WHAT YOU HAVE TO DO: Can you output the material exactly as written, minus any pictures it holds?
───── RAW DATA ─────
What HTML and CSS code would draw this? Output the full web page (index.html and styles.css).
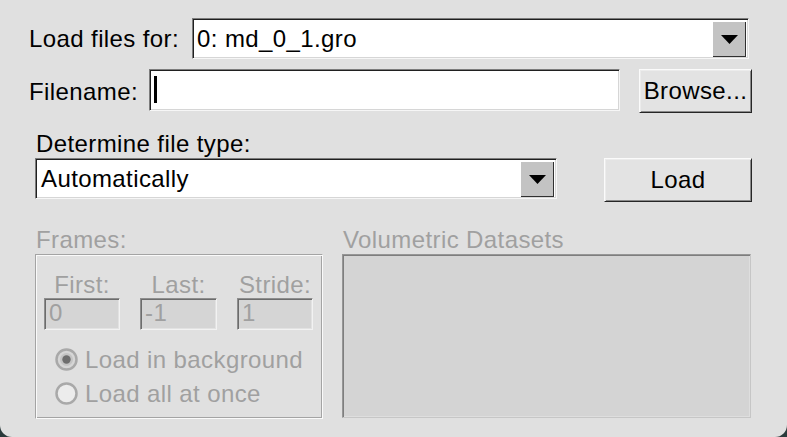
FILE: index.html
```html
<!DOCTYPE html>
<html>
<head>
<meta charset="utf-8">
<title>Load files</title>
<link rel="stylesheet" href="styles.css">
</head>
<body>
<div class="window">
  <div class="row row-target">
    <span class="label label-target">Load files for:</span>
    <div class="combo combo-target sunken">
      <span class="combo-text">0: md_0_1.gro</span>
      <span class="combo-arrow"><svg width="17" height="9" viewBox="0 0 17 9"><polygon points="0,0 17,0 8.5,9" fill="#000"/></svg></span>
    </div>
  </div>

  <div class="row row-file">
    <span class="label label-file">Filename:</span>
    <div class="entry entry-file sunken"><span class="caret"></span></div>
    <button class="btn btn-browse raised">Browse...</button>
  </div>

  <div class="type-section">
    <div class="type-col">
      <span class="label label-type">Determine file type:</span>
      <div class="combo combo-type sunken">
        <span class="combo-text">Automatically</span>
        <span class="combo-arrow"><svg width="17" height="9" viewBox="0 0 17 9"><polygon points="0,0 17,0 8.5,9" fill="#000"/></svg></span>
      </div>
    </div>
    <button class="btn btn-load raised">Load</button>
  </div>

  <div class="bottom">
    <div class="frames-col">
      <span class="label disabled label-sub">Frames:</span>
      <div class="groove frames-box">
        <div class="frame-grid">
          <span class="flabel disabled">First:</span>
          <span class="flabel disabled">Last:</span>
          <span class="flabel disabled">Stride:</span>
          <div class="dentry">0</div>
          <div class="dentry">-1</div>
          <div class="dentry">1</div>
        </div>
        <div class="radios">
          <div class="radio">
            <svg class="radio-dot" width="23" height="23" viewBox="0 0 23 23">
              <circle cx="11.5" cy="11.5" r="10" fill="#d6d6d6" stroke="#a9a9a9" stroke-width="2.5"/>
              <circle cx="11.5" cy="11.5" r="6.5" fill="#c4c4c4"/>
              <circle cx="11.5" cy="11.5" r="4.2" fill="#6e6e6e"/>
            </svg>
            <span class="disabled">Load in background</span>
          </div>
          <div class="radio">
            <svg class="radio-dot" width="23" height="23" viewBox="0 0 23 23">
              <circle cx="11.5" cy="11.5" r="10" fill="#ececec" stroke="#a9a9a9" stroke-width="2.5"/>
            </svg>
            <span class="disabled">Load all at once</span>
          </div>
        </div>
      </div>
    </div>
    <div class="vol-col">
      <span class="label disabled label-sub">Volumetric Datasets</span>
      <div class="listbox"></div>
    </div>
  </div>
</div>
</body>
</html>
```

FILE: styles.css
```css
* {
  box-sizing: border-box;
}

html, body {
  margin: 0;
  padding: 0;
}

body {
  background: #2a3a3b;
  width: 787px;
  height: 437px;
  overflow: hidden;
  font-family: "Liberation Sans", Arial, sans-serif;
  font-size: 24px;
  letter-spacing: 0.4px;
  color: #000;
}

.window {
  width: 787px;
  height: 437px;
  background: #e0e0e0;
  border-radius: 0 0 12px 12px;
  padding-top: 18px;
  display: flex;
  flex-direction: column;
}

.row {
  display: flex;
  align-items: flex-start;
  padding-left: 29px;
}

.label {
  white-space: nowrap;
  line-height: 24px;
}

.disabled {
  color: #a0a0a0;
}

.sunken {
  border: 1px solid;
  border-color: #7c7c7c #f6f6f6 #f6f6f6 #7c7c7c;
  box-shadow: inset 1px 1px 0 #202020, inset -1px -1px 0 #d6d6d6;
}

.raised {
  border: 1px solid;
  border-color: #fbfbfb #262626 #262626 #fbfbfb;
  box-shadow: inset 1px 1px 0 #ececec, inset -1px -1px 0 #8a8a8a;
}

/* Row 1 */
.row-target {
  height: 41px;
}

.label-target {
  width: 163px;
  line-height: 41px;
}

.combo {
  display: flex;
  background: #fff;
  padding: 1px;
}

.combo-target {
  width: 557px;
  height: 41px;
}

.combo-text {
  flex: 1;
  padding-left: 3px;
  line-height: 37px;
  white-space: nowrap;
}

.combo-arrow {
  width: 33px;
  margin: 2px 1px 0 0;
  background: #c3c3c3;
  border-right: 1px solid #303030;
  border-bottom: 1px solid #303030;
  display: flex;
  align-items: center;
  justify-content: center;
}

/* Row 2 */
.row-file {
  margin-top: 10px;
  height: 44px;
}

.label-file {
  width: 120px;
  line-height: 42px;
  padding-top: 2px;
}

.entry {
  background: #fff;
}

.entry-file {
  width: 471px;
  height: 42px;
  padding: 6px 0 0 4px;
}

.caret {
  display: block;
  width: 3px;
  height: 27px;
  background: #000;
}

.btn {
  font-family: inherit;
  font-size: 24px;
  letter-spacing: 0.4px;
  color: #000;
  margin: 0;
  padding: 0;
  background: #e3e3e3;
  display: flex;
  align-items: center;
  justify-content: center;
  line-height: 24px;
}

.btn-browse {
  margin-left: 19px;
  width: 113px;
  height: 44px;
}

/* Type section */
.type-section {
  display: flex;
  align-items: flex-start;
  margin-top: 19px;
  padding-left: 35px;
}

.type-col {
  display: flex;
  flex-direction: column;
}

.label-type {
  padding-left: 1px;
}

.combo-type {
  margin-top: 2px;
  width: 522px;
  height: 41px;
}

.combo-type .combo-text {
  padding-left: 4px;
}

.btn-load {
  margin-top: 26px;
  margin-left: 47px;
  width: 148px;
  height: 44px;
}

/* Bottom */
.bottom {
  display: flex;
  align-items: flex-start;
  margin-top: 26px;
  padding-left: 35px;
}

.frames-col,
.vol-col {
  display: flex;
  flex-direction: column;
}

.label-sub {
  padding-left: 1px;
}

.groove {
  border: 1px solid;
  border-color: #a4a4a4 #fafafa #fafafa #a4a4a4;
  box-shadow: inset 1px 1px 0 #fafafa, inset -1px -1px 0 #a4a4a4;
}

.frames-box {
  margin-top: 2px;
  width: 288px;
  height: 165px;
  padding: 18px 0 0 8px;
}

.frame-grid {
  display: grid;
  grid-template-columns: 76px 77px 76px;
  column-gap: 20px;
}

.flabel {
  text-align: center;
  line-height: 24px;
  padding-bottom: 1px;
}

.dentry {
  height: 32px;
  background: #d5d5d5;
  color: #a0a0a0;
  border: 1px solid;
  border-color: #8e8e8e #f2f2f2 #f2f2f2 #8e8e8e;
  box-shadow: inset 1px 1px 0 #6c6c6c, inset -1px -1px 0 #e2e2e2;
  padding-left: 4px;
  line-height: 28px;
  white-space: nowrap;
  overflow: hidden;
}

.radios {
  margin-top: 13px;
  padding-left: 11px;
  display: flex;
  flex-direction: column;
}

.radio {
  display: flex;
  align-items: center;
  height: 34px;
  white-space: nowrap;
  line-height: 34px;
}

.radio-dot {
  margin-right: 7px;
  margin-top: -2px;
  flex: none;
}

.vol-col {
  margin-left: 19px;
}

.listbox {
  margin-top: 2px;
  width: 409px;
  height: 164px;
  background: #d4d4d4;
  border: 1px solid;
  border-color: #969696 #c6c6c6 #c6c6c6 #969696;
  box-shadow: inset 1px 1px 0 #7e7e7e, inset -1px -1px 0 #dedede;
}
```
─────
OUTPUT OF THE TASK:
What HTML and CSS code would draw this? Output the full web page (index.html and styles.css).
FILE: index.html
```html
<!DOCTYPE html>
<html>
<head>
<meta charset="utf-8">
<title>Load files</title>
<link rel="stylesheet" href="styles.css">
</head>
<body>
<div class="window">
  <div class="row row-target">
    <span class="label label-target">Load files for:</span>
    <div class="combo combo-target sunken">
      <span class="combo-text">0: md_0_1.gro</span>
      <span class="combo-arrow"><svg width="17" height="9" viewBox="0 0 17 9"><polygon points="0,0 17,0 8.5,9" fill="#000"/></svg></span>
    </div>
  </div>

  <div class="row row-file">
    <span class="label label-file">Filename:</span>
    <div class="entry entry-file sunken"><span class="caret"></span></div>
    <button class="btn btn-browse raised">Browse...</button>
  </div>

  <div class="type-section">
    <div class="type-col">
      <span class="label label-type">Determine file type:</span>
      <div class="combo combo-type sunken">
        <span class="combo-text">Automatically</span>
        <span class="combo-arrow"><svg width="17" height="9" viewBox="0 0 17 9"><polygon points="0,0 17,0 8.5,9" fill="#000"/></svg></span>
      </div>
    </div>
    <button class="btn btn-load raised">Load</button>
  </div>

  <div class="bottom">
    <div class="frames-col">
      <span class="label disabled label-sub">Frames:</span>
      <div class="groove frames-box">
        <div class="frame-grid">
          <span class="flabel disabled">First:</span>
          <span class="flabel disabled">Last:</span>
          <span class="flabel disabled">Stride:</span>
          <div class="dentry">0</div>
          <div class="dentry">-1</div>
          <div class="dentry">1</div>
        </div>
        <div class="radios">
          <div class="radio">
            <svg class="radio-dot" width="23" height="23" viewBox="0 0 23 23">
              <circle cx="11.5" cy="11.5" r="10" fill="#d6d6d6" stroke="#a9a9a9" stroke-width="2.5"/>
              <circle cx="11.5" cy="11.5" r="6.5" fill="#c4c4c4"/>
              <circle cx="11.5" cy="11.5" r="4.2" fill="#6e6e6e"/>
            </svg>
            <span class="disabled">Load in background</span>
          </div>
          <div class="radio">
            <svg class="radio-dot" width="23" height="23" viewBox="0 0 23 23">
              <circle cx="11.5" cy="11.5" r="10" fill="#ececec" stroke="#a9a9a9" stroke-width="2.5"/>
            </svg>
            <span class="disabled">Load all at once</span>
          </div>
        </div>
      </div>
    </div>
    <div class="vol-col">
      <span class="label disabled label-sub">Volumetric Datasets</span>
      <div class="listbox"></div>
    </div>
  </div>
</div>
</body>
</html>
```

FILE: styles.css
```css
* {
  box-sizing: border-box;
}

html, body {
  margin: 0;
  padding: 0;
}

body {
  background: #2a3a3b;
  width: 787px;
  height: 437px;
  overflow: hidden;
  font-family: "Liberation Sans", Arial, sans-serif;
  font-size: 24px;
  letter-spacing: 0.4px;
  color: #000;
}

.window {
  width: 787px;
  height: 437px;
  background: #e0e0e0;
  border-radius: 0 0 12px 12px;
  padding-top: 18px;
  display: flex;
  flex-direction: column;
}

.row {
  display: flex;
  align-items: flex-start;
  padding-left: 29px;
}

.label {
  white-space: nowrap;
  line-height: 24px;
}

.disabled {
  color: #a0a0a0;
}

.sunken {
  border: 1px solid;
  border-color: #7c7c7c #f6f6f6 #f6f6f6 #7c7c7c;
  box-shadow: inset 1px 1px 0 #202020, inset -1px -1px 0 #d6d6d6;
}

.raised {
  border: 1px solid;
  border-color: #fbfbfb #262626 #262626 #fbfbfb;
  box-shadow: inset 1px 1px 0 #ececec, inset -1px -1px 0 #8a8a8a;
}

/* Row 1 */
.row-target {
  height: 41px;
}

.label-target {
  width: 163px;
  line-height: 41px;
}

.combo {
  display: flex;
  background: #fff;
  padding: 1px;
}

.combo-target {
  width: 557px;
  height: 41px;
}

.combo-text {
  flex: 1;
  padding-left: 3px;
  line-height: 37px;
  white-space: nowrap;
}

.combo-arrow {
  width: 33px;
  margin: 2px 1px 0 0;
  background: #c3c3c3;
  border-right: 1px solid #303030;
  border-bottom: 1px solid #303030;
  display: flex;
  align-items: center;
  justify-content: center;
}

/* Row 2 */
.row-file {
  margin-top: 10px;
  height: 44px;
}

.label-file {
  width: 120px;
  line-height: 42px;
  padding-top: 2px;
}

.entry {
  background: #fff;
}

.entry-file {
  width: 471px;
  height: 42px;
  padding: 6px 0 0 4px;
}

.caret {
  display: block;
  width: 3px;
  height: 27px;
  background: #000;
}

.btn {
  font-family: inherit;
  font-size: 24px;
  letter-spacing: 0.4px;
  color: #000;
  margin: 0;
  padding: 0;
  background: #e3e3e3;
  display: flex;
  align-items: center;
  justify-content: center;
  line-height: 24px;
}

.btn-browse {
  margin-left: 19px;
  width: 113px;
  height: 44px;
}

/* Type section */
.type-section {
  display: flex;
  align-items: flex-start;
  margin-top: 19px;
  padding-left: 35px;
}

.type-col {
  display: flex;
  flex-direction: column;
}

.label-type {
  padding-left: 1px;
}

.combo-type {
  margin-top: 2px;
  width: 522px;
  height: 41px;
}

.combo-type .combo-text {
  padding-left: 4px;
}

.btn-load {
  margin-top: 26px;
  margin-left: 47px;
  width: 148px;
  height: 44px;
}

/* Bottom */
.bottom {
  display: flex;
  align-items: flex-start;
  margin-top: 26px;
  padding-left: 35px;
}

.frames-col,
.vol-col {
  display: flex;
  flex-direction: column;
}

.label-sub {
  padding-left: 1px;
}

.groove {
  border: 1px solid;
  border-color: #a4a4a4 #fafafa #fafafa #a4a4a4;
  box-shadow: inset 1px 1px 0 #fafafa, inset -1px -1px 0 #a4a4a4;
}

.frames-box {
  margin-top: 2px;
  width: 288px;
  height: 165px;
  padding: 18px 0 0 8px;
}

.frame-grid {
  display: grid;
  grid-template-columns: 76px 77px 76px;
  column-gap: 20px;
}

.flabel {
  text-align: center;
  line-height: 24px;
  padding-bottom: 1px;
}

.dentry {
  height: 32px;
  background: #d5d5d5;
  color: #a0a0a0;
  border: 1px solid;
  border-color: #8e8e8e #f2f2f2 #f2f2f2 #8e8e8e;
  box-shadow: inset 1px 1px 0 #6c6c6c, inset -1px -1px 0 #e2e2e2;
  padding-left: 4px;
  line-height: 28px;
  white-space: nowrap;
  overflow: hidden;
}

.radios {
  margin-top: 13px;
  padding-left: 11px;
  display: flex;
  flex-direction: column;
}

.radio {
  display: flex;
  align-items: center;
  height: 34px;
  white-space: nowrap;
  line-height: 34px;
}

.radio-dot {
  margin-right: 7px;
  margin-top: -2px;
  flex: none;
}

.vol-col {
  margin-left: 19px;
}

.listbox {
  margin-top: 2px;
  width: 409px;
  height: 164px;
  background: #d4d4d4;
  border: 1px solid;
  border-color: #969696 #c6c6c6 #c6c6c6 #969696;
  box-shadow: inset 1px 1px 0 #7e7e7e, inset -1px -1px 0 #dedede;
}
```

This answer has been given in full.